Wal-Mart is actively seeking acquisitions abroad, including in Russia, as its low-price formula helps it pick up market share and customers in the global recession.
"We're well positioned for growth," Wan Ling Martello, senior vice president and chief financial officer of Wal-Mart, told reporters at a media conference Thursday, the day before the company's annual shareholder meeting.
Sales in Wal-Mart's international business, which now accounts for almost 25 percent of its revenue, rose 9.1 percent to $98.6 billion in its latest fiscal year, which ended Jan. 31. The company operates 10 different formats like hypermarkets and supermarkets under more than 60 store banners. About 80 percent of Wal-Mart's international business is from acquisitions, Martello said.
The company's latest big acquisition overseas was D&S, the Chile-based food retailer, which announced in February. Wal-Mart has said its emerging markets have bigger growth potential.
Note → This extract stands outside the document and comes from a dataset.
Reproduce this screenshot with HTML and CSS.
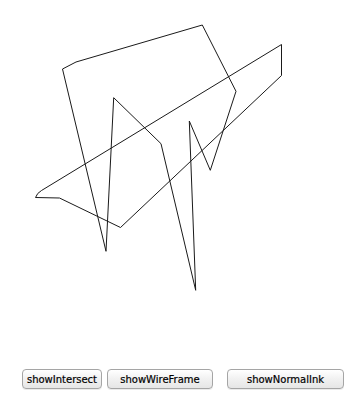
FILE: index.html
```html
<!DOCTYPE html>
<html>
<head>
<meta charset="utf-8">
<link rel="stylesheet" href="styles.css">
</head>
<body>
<div class="page">
  <svg class="canvas" width="355" height="355" viewBox="0 0 355 355">
    <path class="ink" d="M35.5,190.5 Q37,186 41.5,183.5 L281.5,37.5 L281.5,68.5 L120.5,220.5 L59.5,191 Z"/>
    <path class="ink" d="M62.5,62 L76,55 L202.3,18 L236,84.3 L210.3,163.3 L189.3,114 L195.7,283.3 L161,136.7 L113.7,90.7 L106,244.3 Z"/>
  </svg>
  <div class="toolbar">
    <button class="btn btn-intersect">showIntersect</button>
    <button class="btn btn-wire">showWireFrame</button>
    <button class="btn btn-normal">showNormalInk</button>
  </div>
</div>
</body>
</html>
```
FILE: styles.css
```css
html, body {
  margin: 0;
  padding: 0;
  background: #fff;
}
.page {
  width: 355px;
  height: 400px;
  display: flex;
  flex-direction: column;
}
.canvas {
  display: block;
  width: 355px;
  height: 369px;
  flex: none;
}
.ink {
  fill: none;
  stroke: #1a1a1a;
  stroke-width: 1;
  stroke-linejoin: miter;
}
.toolbar {
  display: flex;
  align-items: flex-start;
  padding-left: 22px;
}
.btn {
  height: 20px;
  box-sizing: border-box;
  border: 1px solid #a5a5a5;
  border-radius: 4px;
  background: linear-gradient(#ffffff, #f1f1f1 50%, #e6e6e6);
  font-family: "DejaVu Sans", sans-serif;
  font-size: 10px;
  color: #000;
  -webkit-text-stroke: 0.2px #000;
  padding: 0;
  display: flex;
  align-items: center;
  justify-content: center;
  box-shadow: 0 1px 0 rgba(0,0,0,0.08);
}
.btn-intersect {
  width: 80px;
}
.btn-wire {
  width: 106px;
  margin-left: 5px;
}
.btn-normal {
  width: 117px;
  margin-left: 14px;
}
```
Martello noted that as the recession has expanded globally, consumers worried about unemployment and higher debt have consolidated their shopping trips and gravitated toward in-store brands. They also are seeking bargains online.
Vicente Trius, who formerly led Wal-Mart's Asia market and became president and CEO of the company's Latin America division last week, noted that in Japan, shoppers are very sensitive to price.
So Wal-Mart's Seiyu operation has responded by keeping its prices between 5 percent and 10 percent lower than its local competition.
In particular, Wal-Mart is focusing on underserved consumers and has exported its Bodega Express format from Mexico to Puerto Rico.
It also is expanding its Internet operations globally. Trius noted that the company's Brazilian Web site, which launched in July 2008 and offers 15,000 items, has attracted 10.5 million visitors.